Nel 2017 le viti sono state poi trasferite in campo e qui si sono sviluppate per tre anni fino ad arrivare ad oggi, il 2020, quando le prime 600 piante dovrebbero produrre le prime uve. Uve che questo settembre verranno raccolte e valutate. La crescita della pianta è sempre monitorata per escludere le viti meno promettenti e dei 600 esemplari solo le uve di 50-100 viti verranno trasformate in mosto che verrà poi analizzato secondo diversi parametri.

Le viti che supereranno il 'test del mosto' accederanno alla fase successiva: il prossimo anno con gli acini prodotti dalla decina di piante selezionate verranno fatte delle micro-vinificazioni. Allora sì che si potrà mettere a confronto il vino proveniente da Glera e quello invece prodotto dal suo parente resistente, che non si può fregiare del titolo di Glera in quanto frutto di un incrocio.

Ma il lavoro di miglioramento genetico non si ferma qui. Già, perché il prossimo anno entreranno in produzione altre 4mila viti e anche queste dovranno essere testate in campo, poi a livello di mosto e infine di vino. In tutto il progetto prevede di far germinare e testare 60mila viti, 12mila delle quali saranno fatte crescere in campo e solo per una piccola frazione si arriverà alla micro-vinificazione.

E mentre si effettuano i test su mosto e vino, delle viti più promettenti vengono prese delle gemme per la propagazione.

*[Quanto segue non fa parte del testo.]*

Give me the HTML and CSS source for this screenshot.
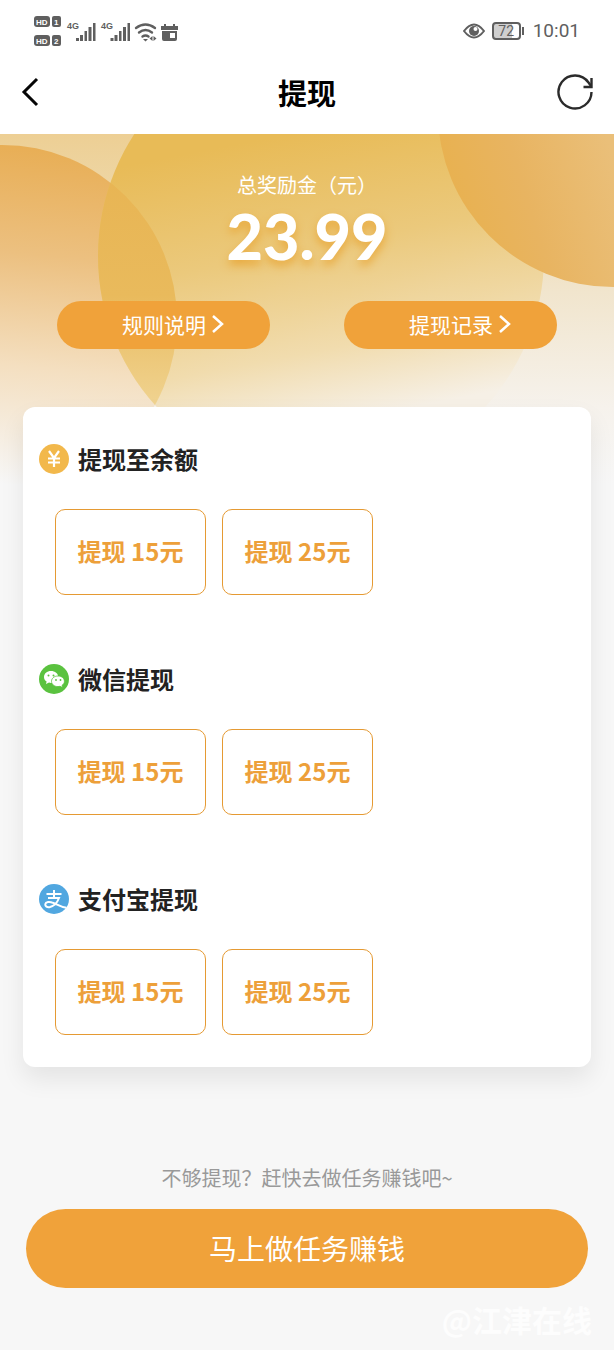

Le viti selezionate per la sperimentazione successiva verranno poi piantate in aziende viticole rappresentative dei diversi areali della zona del prosecco: collina, mezza collina e pianura. L'obiettivo è quello di verificare l'adattamento della nuova varietà ai microclimi e terreni locali. Solo quelle che anche in condizioni di campo aperto avranno dimostrato di avere ottime performance saranno poi moltiplicate per test su larga scala e, si spera, avviate alla commercializzazione.
 

Il ruolo della Glera resistente in una produzione sostenibile

Se tutto andrà come programmato alla fine si dovrebbe avere una manciata di nuove varietà, molto simili alla Glera, ma portatrici di tratti di resistenza. Che tuttavia si dovranno scontrare con i disciplinari di produzione. Già, perché oggi per produrre prosecco serve un 85% di uve da Glera. "Credo che questi vitigni resistenti potrebbero trovare spazio in quel 15% di uve non-Glera che il disciplinare ammette e che oggi vede soprattutto l'uso di Pinot o Chardonnay", spiega Velasco. "Sarebbero vitigni che si potrebbero coltivare in quelle aree sensibili, magari vicino ai centri abitati, perché non richiedono trattamenti e sarebbero quindi maggiormente accettati dalla popolazione".

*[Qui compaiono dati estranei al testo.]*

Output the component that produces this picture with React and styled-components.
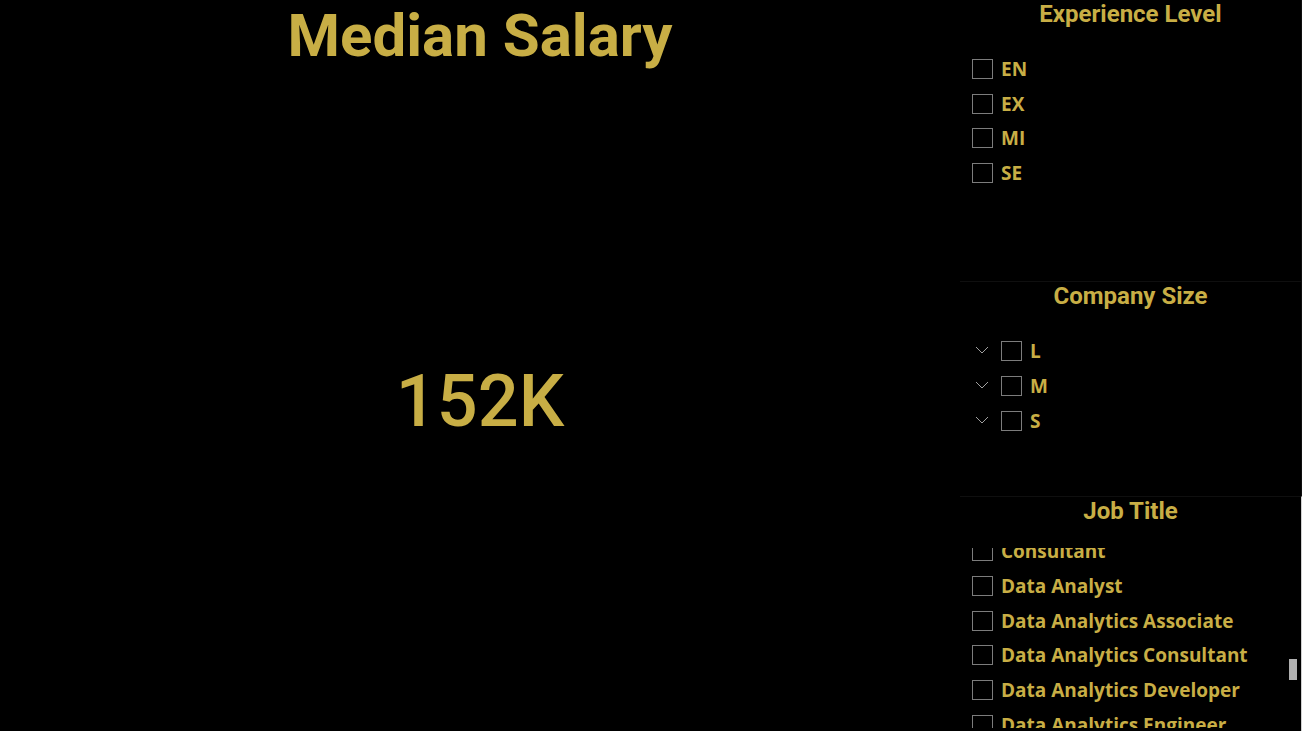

Perché tutto questo sia possibile serve il via libera da parte dello Stato, che deve autorizzare le nuove varietà, e dal consorzio di tutela, che deve accettarne l'impiego. Improbabile invece una sostituzione totale dell'attuale Glera con quella 'resistente'. "Per quanto si possa essere bravi e fortunati è abbastanza difficile avere dei vitigni così simili all'esistente da sostituirli. Non è da escludere, magari nel lungo periodo, ma non è certamente probabile".